Frankly, I just don't understand your schedule at all. Why are you doing 95 % of the household chores? Why is your husband incapable of getting his own breakfast and lunch (at least on days when you run)? Why are you working yourself to the bone under the assumption that the other two people in your household shouldn't have to lift a finger to help run it? What would happen if you told your husband and son to get their own breakfast and lunch?

peacheater

I am assuming that your son does not have any significant developmental handicaps, and that he is expected to be able to function as an independent adult in the future. Given those assumptions (and if he does have developmental delays then apologies and ignore this), I am pretty horrified by this.

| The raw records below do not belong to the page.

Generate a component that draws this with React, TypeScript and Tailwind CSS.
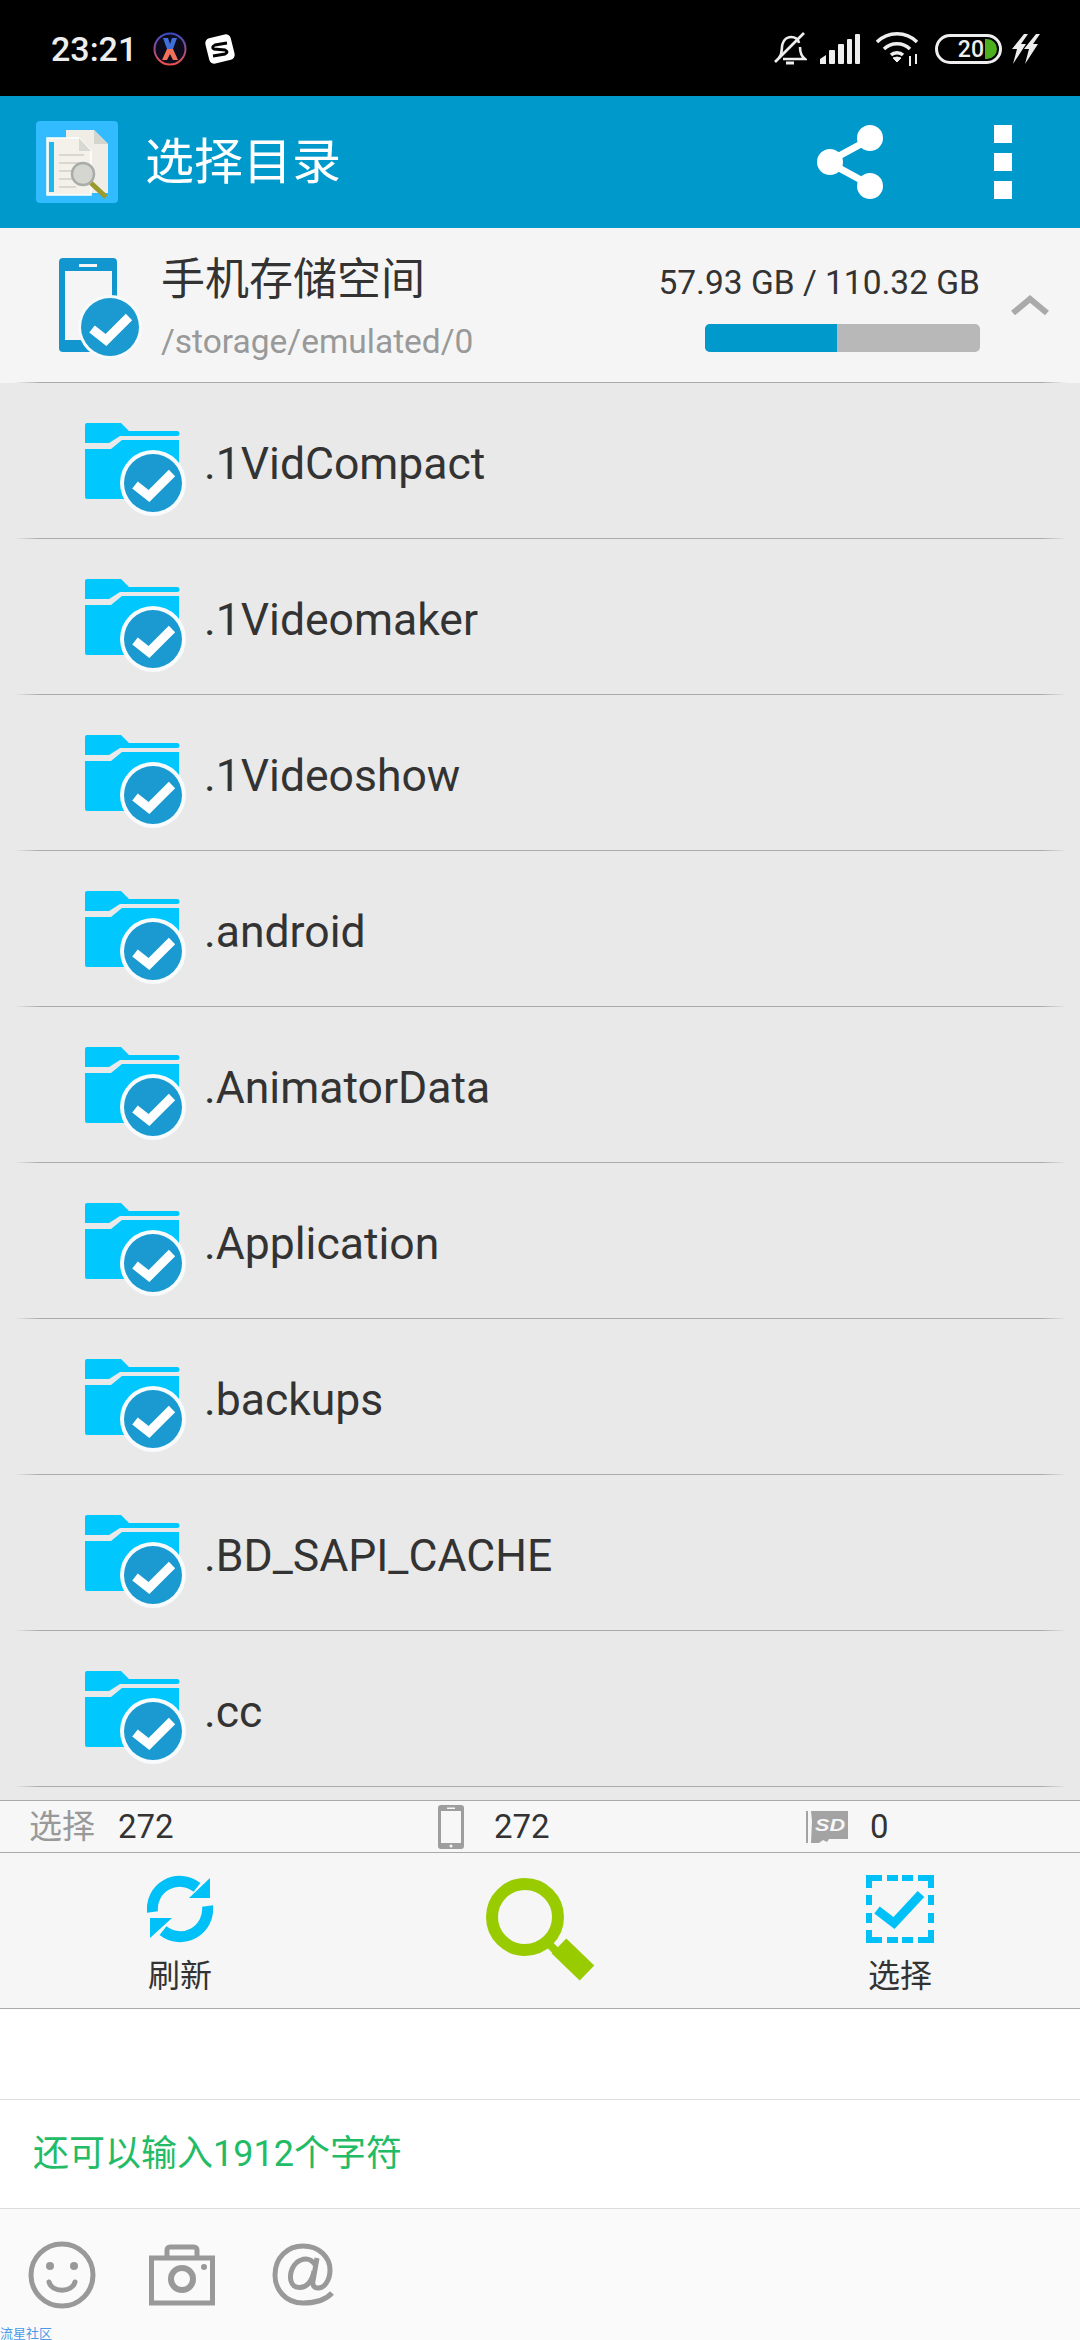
const folders = ['.1VidCompact', '.1Videomaker', '.1Videoshow', '.android', '.AnimatorData', '.Application', '.backups', '.BD_SAPI_CACHE', '.cc'];

const fontStack = "font-['Roboto','Noto_Sans_CJK_SC',sans-serif]";

function Check({ cx, cy, r, ring }: { cx: number; cy: number; r: number; ring: number }) {
  const s = r / 29;
  return (
    <g>
      <circle cx={cx} cy={cy} r={r + ring} fill="#f7fbfc" />
      <circle cx={cx} cy={cy} r={r} fill="#1a9ad0" />
      <path
        d={`M${cx - 18 * s} ${cy + 2 * s}L${cx - 4 * s} ${cy + 13 * s}L${cx + 19 * s} ${cy - 10 * s}`}
        fill="none"
        stroke="#fff"
        strokeWidth={9}
        strokeLinejoin="miter"
      />
    </g>
  );
}

function FolderIcon() {
  return (
    <svg width="104" height="96" viewBox="0 0 104 96" className="shrink-0">
      <path d="M2 0H36L44 8H92a2.5 2.5 0 0 1 0 5H35L24 20H0V2a2 2 0 0 1 2-2Z" fill="#00c8ff" />
      <path d="M0 26H26L37 17H94V74a2 2 0 0 1-2 2H2a2 2 0 0 1-2-2Z" fill="#00c8ff" />
      <Check cx={68} cy={60} r={29} ring={4} />
    </svg>
  );
}

function Divider() {
  return <div className="mr-[13px] ml-[14px] h-px shrink-0 bg-[linear-gradient(90deg,transparent,#aaa_2.5%,#aaa_97.5%,transparent)]" />;
}

function AppIcon() {
  return (
    <svg width="82" height="82" viewBox="0 0 82 82">
      <rect width="82" height="82" rx="4" fill="#33bbff" />
      <path d="M30 9H58L72 23V72H30Z" fill="#efede6" />
      <path d="M58 9V23H72Z" fill="#d5d5d0" />
      <path d="M11 17H43L55 30V74H11Z" fill="#f3f1ea" stroke="#fff" strokeWidth="1.5" />
      <path d="M43 17V30H55Z" fill="#d8d8d2" />
      <rect x="13" y="21" width="5" height="50" fill="#1cb8f0" />
      <path d="M23 34H48M23 42H48M23 50H36M23 58H36M23 66H40" stroke="#d9d7cf" strokeWidth="2" />
      <circle cx="47" cy="53" r="11" fill="#d6d6d0" stroke="#a9adaa" strokeWidth="2.5" />
      <path d="M55 62L70 76" stroke="#9a9a2e" strokeWidth="5" />
    </svg>
  );
}

function StatusIcons() {
  return (
    <div className="flex items-center">
      <svg width="34" height="36" viewBox="0 0 34 36" fill="none" stroke="#eee" strokeWidth="2.6">
        <path d="M6 27C10 22 8 18 9.5 13C11 8 15 6 18 6C22 6 25 8 26 12" />
        <path d="M27 16C27 21 28 25 32 28H10" />
        <path d="M2 31L31 2" />
        <path d="M13 32H21" strokeWidth="3" />
      </svg>
      <svg width="40" height="30" viewBox="0 0 40 30" className="ml-[13px]" fill="#eee">
        <path d="M0 30V25L6 21V30Z" />
        <rect x="9" y="16" width="6" height="14" rx="1" />
        <rect x="18" y="10" width="6" height="20" rx="1" />
        <rect x="27" y="5" width="5" height="25" rx="1" />
        <rect x="35" y="0" width="5" height="30" rx="1" />
      </svg>
      <svg width="44" height="34" viewBox="0 0 44 34" className="ml-[16px]" fill="none" stroke="#eee" strokeWidth="3.4">
        <path d="M1 10C12 -1 30 -1 41 10" />
        <path d="M8 17C15 10 27 10 34 17" />
        <path d="M15 23C18 20 24 20 27 23" />
        <path d="M21 30L17 26Q21 24 25 26Z" fill="#eee" strokeWidth="1" />
        <path d="M34 24V34M40 22V32" strokeWidth="2" />
      </svg>
      <div className="ml-[15px] flex h-[30px] w-[67px] items-center justify-end rounded-full border-[3px] border-[#eee] pr-[2px]">
        <span className="text-[23px] leading-none font-medium text-[#eee]">20</span>
        <span className="ml-[1px] h-[20px] w-[12px] rounded-r-full bg-[#4caf1e]" />
      </div>
      <svg width="28" height="30" viewBox="0 0 28 30" className="ml-[10px]" fill="#eee">
        <path d="M12 0H16L9 10H14L1 30L5 15H0Z" />
        <path d="M24 0H28L21 10H26L13 30L17 15H12Z" />
      </svg>
    </div>
  );
}

export default function App() {
  return (
    <div className={`flex h-[2340px] w-[1080px] flex-col overflow-hidden bg-white ${fontStack}`}>
      <div className="flex h-[96px] shrink-0 items-start justify-between bg-black pt-[31px] pr-[40px] pl-[51px]">
        <div className="flex items-center">
          <span className="text-[34px] leading-[36px] font-medium text-[#eee]">23:21</span>
          <svg width="34" height="34" viewBox="0 0 34 34" className="ml-[16px]">
            <defs>
              <linearGradient id="xring" x1="0" y1="0" x2="0" y2="1">
                <stop offset="0" stopColor="#3b4bc8" />
                <stop offset="1" stopColor="#f0504a" />
              </linearGradient>
            </defs>
            <circle cx="17" cy="17" r="15.5" fill="#0b0b1c" stroke="url(#xring)" strokeWidth="2" />
            <path d="M10 6H15L17 12L19 6H24L20 17H14Z" fill="#3f6fd8" />
            <path d="M14 17H20L25 28H20L17 22L14 28H9Z" fill="#f0705a" />
          </svg>
          <svg width="32" height="32" viewBox="0 0 32 32" className="ml-[17px]">
            <rect x="3" y="3" width="26" height="26" rx="5" fill="#fff" transform="rotate(-14 16 16)" />
            <path d="M23 10L11 12Q7 14 10 16L21 17Q25 19 21 21L9 23" fill="none" stroke="#000" strokeWidth="3" />
          </svg>
        </div>
        <StatusIcons />
      </div>

      <div className="flex h-[132px] shrink-0 items-center bg-[#0099cc] pr-[68px] pl-[36px]">
        <AppIcon />
        <span className="ml-[27px] text-[49px] leading-none text-white">选择目录</span>
        <svg width="68" height="76" viewBox="0 0 68 76" className="mr-[110px] ml-auto" fill="#fff">
          <path d="M56 14L12 38L56 62" fill="none" stroke="#fff" strokeWidth="7" />
          <circle cx="54" cy="14" r="13" />
          <circle cx="14" cy="38" r="13" />
          <circle cx="54" cy="62" r="13" />
        </svg>
        <div className="flex flex-col gap-[10px]">
          <span className="h-[18px] w-[18px] bg-white" />
          <span className="h-[18px] w-[18px] bg-white" />
          <span className="h-[18px] w-[18px] bg-white" />
        </div>
      </div>

      <div className="flex h-[155px] shrink-0 flex-col bg-[#f5f5f5]">
        <div className="flex flex-1">
          <svg width="94" height="104" viewBox="0 0 94 104" className="mt-[30px] ml-[59px] shrink-0">
            <rect x="0" y="0" width="58" height="94" rx="4" fill="#1296cf" />
            <rect x="6" y="13" width="47" height="69" fill="#f5f5f5" />
            <rect x="20" y="6" width="18" height="3" fill="#f5f5f5" />
            <Check cx={51} cy={69} r={29} ring={3} />
          </svg>
          <div className="ml-[8px] flex flex-col">
            <span className="mt-[27px] text-[44px] leading-[50px] text-[#333]">手机存储空间</span>
            <span className="mt-[17px] text-[33.5px] leading-[40px] text-[#999]">/storage/emulated/0</span>
          </div>
          <div className="ml-auto flex w-[340px] flex-col items-end">
            <span className="mt-[35px] text-[33.5px] leading-[40px] whitespace-nowrap text-[#333]">57.93 GB / 110.32 GB</span>
            <div className="mt-[21px] flex h-[28px] w-[275px] overflow-hidden rounded-[5px] bg-[#b8b8b8]">
              <div className="w-[132px] bg-[#0099cc]" />
            </div>
          </div>
          <svg width="38" height="20" viewBox="0 0 38 20" className="mt-[67px] mr-[31px] ml-[31px] shrink-0" fill="none" stroke="#aaa" strokeWidth="6">
            <path d="M2 18L19 4L36 18" />
          </svg>
        </div>
        <Divider />
      </div>

      <div className="flex h-[1417px] shrink-0 flex-col overflow-hidden bg-[#e9e9e9]">
        {folders.map((name) => (
          <div key={name} className="flex h-[156px] shrink-0 flex-col">
            <div className="flex flex-1 items-start pt-[40px] pl-[85px]">
              <FolderIcon />
              <span className="mt-[16px] ml-[15px] text-[44.5px] leading-[50px] text-[#333]">{name}</span>
            </div>
            <Divider />
          </div>
        ))}
      </div>

      <div className="flex h-[53px] shrink-0 items-center border-y border-[#aaa] bg-[#f7f7f7] text-[33px] text-[#333]">
        <div className="flex w-[438px] items-center pl-[29px]">
          <span className="text-[#999]">选择</span>
          <span className="ml-[23px]">272</span>
        </div>
        <div className="flex w-[367px] items-center">
          <svg width="26" height="44" viewBox="0 0 26 44">
            <rect width="26" height="44" rx="3" fill="#9e9e9e" />
            <rect x="3" y="6" width="20" height="32" fill="#f7f7f7" />
            <rect x="9" y="2.5" width="8" height="1.5" fill="#f7f7f7" />
            <circle cx="13" cy="41" r="1.5" fill="#f7f7f7" />
          </svg>
          <span className="ml-[30px]">272</span>
        </div>
        <div className="flex items-center">
          <svg width="43" height="32" viewBox="0 0 43 32">
            <path d="M3 0V32H1V0ZM6 0H43V28H24L22 31L18 29L14 32H6L7 10Z" fill="#a3a3a3" />
            <text x="10" y="20" textLength="30" lengthAdjust="spacingAndGlyphs" fontSize="16" fontStyle="italic" fontWeight="700" fill="#f7f7f7" fontFamily="Liberation Sans">SD</text>
          </svg>
          <span className="ml-[22px]">0</span>
        </div>
      </div>

      <div className="flex h-[156px] shrink-0 border-b border-[#aaa] bg-[#f6f6f6]">
        <div className="flex w-[360px] flex-col items-center pt-[22px]">
          <svg width="66" height="68" viewBox="0 0 66 68">
            <path d="M5.5 37A27.5 27.5 0 0 1 50 12.4" fill="none" stroke="#00c0f8" strokeWidth="11" />
            <path d="M63 3V23H42Z" fill="#00c0f8" />
            <path d="M60.5 31A27.5 27.5 0 0 1 16 55.6" fill="none" stroke="#00c0f8" strokeWidth="11" />
            <path d="M3 43H25L3 63Z" fill="#00c0f8" />
          </svg>
          <span className="mt-[14px] text-[32px] leading-[38px] text-[#333]">刷新</span>
        </div>
        <div className="flex flex-1 justify-center pt-[25px]">
          <svg width="110" height="108" viewBox="0 0 110 108" fill="none" stroke="#99cc00">
            <circle cx="40" cy="39" r="33" strokeWidth="12" />
            <path d="M62 64L72 74" strokeWidth="8" />
            <path d="M74 68L102 95" strokeWidth="21" />
          </svg>
        </div>
        <div className="flex w-[360px] flex-col items-center pt-[22px]">
          <svg width="68" height="68" viewBox="0 0 68 68" fill="none" stroke="#00c0f8" strokeWidth="6">
            <path d="M16 3H3V13M3 20V30M3 38V48M3 55V65H16M21 65H32M36 65H47M52 65H65V55M65 48V38M65 30V20M65 13V3H52M47 3H36M32 3H21" />
            <path d="M11 35L28 48L55 19" strokeWidth="9" />
          </svg>
          <span className="mt-[14px] text-[32px] leading-[38px] text-[#333]">选择</span>
        </div>
      </div>

      <div className="h-[91px] shrink-0 border-b border-[#ddd] bg-white" />

      <div className="flex h-[109px] shrink-0 items-center border-b border-[#ddd] bg-white pl-[33px]">
        <span className="text-[36px] leading-none text-[#22bb66]">还可以输入1912个字符</span>
      </div>

      <div className="relative flex flex-1 items-start bg-[#fafafa] pt-[32px] pl-[28px]">
        <svg width="68" height="68" viewBox="0 0 68 68" fill="none" stroke="#999" strokeWidth="5">
          <circle cx="34" cy="34" r="31" />
          <circle cx="22" cy="25" r="4" fill="#999" stroke="none" />
          <circle cx="46" cy="25" r="4" fill="#999" stroke="none" />
          <path d="M21 41C24 52 44 52 47 41" strokeLinecap="round" />
        </svg>
        <svg width="66" height="62" viewBox="0 0 66 62" className="mt-[3px] ml-[53px]" fill="none" stroke="#999" strokeWidth="5">
          <path d="M18 14V6a3 3 0 0 1 3-3H45a3 3 0 0 1 3 3V14" />
          <rect x="2.5" y="14" width="61" height="45" />
          <circle cx="33" cy="35" r="11" strokeWidth="6" />
          <circle cx="55" cy="23" r="3" fill="#999" stroke="none" />
        </svg>
        <svg width="62" height="63" viewBox="0 0 62 63" className="mt-[2px] ml-[57px]" fill="none" stroke="#999" strokeWidth="5">
          <path d="M60 50C52 59 40 60 31 60C13 60 3 46 3 32C3 14 16 3 31 3C47 3 58 14 58 27C58 38 52 45 46 45C42 45 40 42 41 38L45 15" />
          <path d="M44 23C40 16 34 15 29 17C21 20 17 30 19 38C21 46 31 46 36 41C39 38 41 34 42 28" />
        </svg>
        <span className="absolute bottom-0 left-0 text-[13px] leading-[13px] text-[#4a9ae8]">流星社区</span>
      </div>
    </div>
  );
}
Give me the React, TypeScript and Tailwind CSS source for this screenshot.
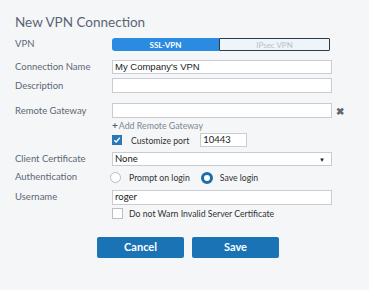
import React from "react";

const Label = ({ children }: { children: React.ReactNode }) => (
  <div className="w-[97px] shrink-0 text-[9.5px] text-[#5d6873]">{children}</div>
);

const Input = ({ value, className = "h-[15px] text-[9.5px]" }: { value?: string; className?: string }) => (
  <div
    className={`w-[220px] border border-[#c9cdd1] bg-white px-[2px] flex items-center text-[#222] leading-none ${className}`}
  >
    {value}
  </div>
);

export default function App() {
  return (
    <div
      className="w-[369px] h-[290px] bg-[#f5f6f8] pl-[15px] pt-[12px]"
      style={{ fontFamily: "Lato, 'Open Sans', sans-serif" }}
    >
      <div className="text-[13.5px] leading-[20px] text-[#5a6572]">New VPN Connection</div>

      <div className="mt-[6px] flex items-center h-[13px]">
        <Label>VPN</Label>
        <div className="flex h-[13px] w-[218px]">
          <div className="w-[107px] h-full bg-[#2a8be0] rounded-l-[3px] flex items-center justify-center text-[8px] font-bold text-white">
            SSL-VPN
          </div>
          <div className="flex-1 h-full border border-[#2c3b4a] bg-[#eef4f8] rounded-r-[1px] flex items-center justify-center text-[8px] text-[#b9c1c8]">
            IPsec VPN
          </div>
        </div>
      </div>

      <div className="mt-[9px] flex items-center">
        <Label>Connection Name</Label>
        <Input value="My Company's VPN" className="h-[14px] text-[9.5px] font-['Liberation_Sans',Arial,sans-serif]" />
      </div>

      <div className="mt-[4px] flex items-center">
        <Label>Description</Label>
        <Input />
      </div>

      <div className="mt-[10px] flex items-center">
        <Label>Remote Gateway</Label>
        <Input />
        <span className="ml-[4px] text-[10px] font-bold text-[#5d6873] leading-none">✖</span>
      </div>

      <div className="ml-[97px] mt-[1px] h-[12px] flex items-center text-[8.8px] text-[#7c8891]">
        <span className="font-bold text-[#56626d] text-[10px] leading-none mr-[1px]">+</span>Add Remote Gateway
      </div>

      <div className="ml-[97px] mt-[2px] flex items-center h-[14px]">
        <div className="w-[10px] h-[10px] bg-[#2a78b6] flex items-center justify-center">
          <svg width="8" height="8" viewBox="0 0 8 8">
            <path d="M1.2 4.2 L3.2 6 L6.8 1.8" stroke="white" strokeWidth="1.4" fill="none" />
          </svg>
        </div>
        <span className="ml-[9px] text-[8.7px] text-[#333]">Customize port</span>
        <div className="ml-[11px] h-[14px] w-[47px] border border-[#c9cdd1] bg-white px-[2px] flex items-center text-[9.5px] text-[#222]">
          10443
        </div>
      </div>

      <div className="mt-[5px] flex items-center">
        <Label>Client Certificate</Label>
        <div className="h-[14px] w-[220px] border border-[#c9cdd1] bg-white px-[2px] flex items-center justify-between text-[9.5px] text-[#222]">
          <span>None</span>
          <span className="text-[6px] mr-[4px]">▼</span>
        </div>
      </div>

      <div className="mt-[5px] flex items-center h-[12px]">
        <Label>Authentication</Label>
        <div className="w-[11px] h-[11px] rounded-full border border-[#b8bec4] bg-white ml-[-2px]" />
        <span className="ml-[8px] text-[8.7px] text-[#333]">Prompt on login</span>
        <div className="ml-[11px] w-[12px] h-[12px] rounded-full border-[3px] border-[#1f6ca8] bg-white" />
        <span className="ml-[7px] text-[8.7px] text-[#333]">Save login</span>
      </div>

      <div className="mt-[6px] flex items-center">
        <Label>Username</Label>
        <Input value="roger" />
      </div>

      <div className="ml-[97px] mt-[3px] flex items-center h-[12px]">
        <div className="w-[11px] h-[11px] border border-[#b8bec4] bg-white" />
        <span className="ml-[6px] text-[8.7px] text-[#333]">Do not Warn Invalid Server Certificate</span>
      </div>

      <div className="mt-[17px] ml-[82px] flex gap-[8px]">
        <div className="w-[87px] h-[21px] rounded-[2px] bg-[#1a73b5] flex items-center justify-center text-[11px] font-bold text-white">
          Cancel
        </div>
        <div className="w-[87px] h-[21px] rounded-[2px] bg-[#1a73b5] flex items-center justify-center text-[11px] font-bold text-white">
          Save
        </div>
      </div>
    </div>
  );
}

Looking at your son's day, he gets up at 9.30, and then requires two breakfasts before he can cope with at best 2hrs actual tuition (once lunch and transport have been excluded). That might be ok for a five year old, but it is not enough for a teenager. How are you possibly covering maths, english, science, foreign languages, history, geography, art, music, sports and everything else? And how are you expecting him to transition to college or a full-time job in a couple of years? Either give up your job and actually teach him for a full six hours a day like he would get in school (he can get up at 7.30 like a normal schoolchild, and nobody needs two breakfasts plus lunch in the space of four hours), or just send him back to school and focus on your job. You cannot do both - you have tried and it isn't working. You are doing him no favours whatsoever with the current set up.

tinkletown

If your son were in school you would be able to accomplish everything else you need to do quite easily. How committed are you to the homeschooling thing - is this necessary for your son/your family?

hazyjane

There are way too many interruptions/switches in your days. Your husband can get his own breakfast and his lunch can be packed the night before. You could breakfast with him/before you try to do any work. You then work without interruptions for several hrs - your son can get his own breakfast incl. 2nd b'fast. Is there a real need why the household chores need to happen in the morning? Can they not be tagged on to the dinner stretch and the errands onto the driving son to wherever he needs to go?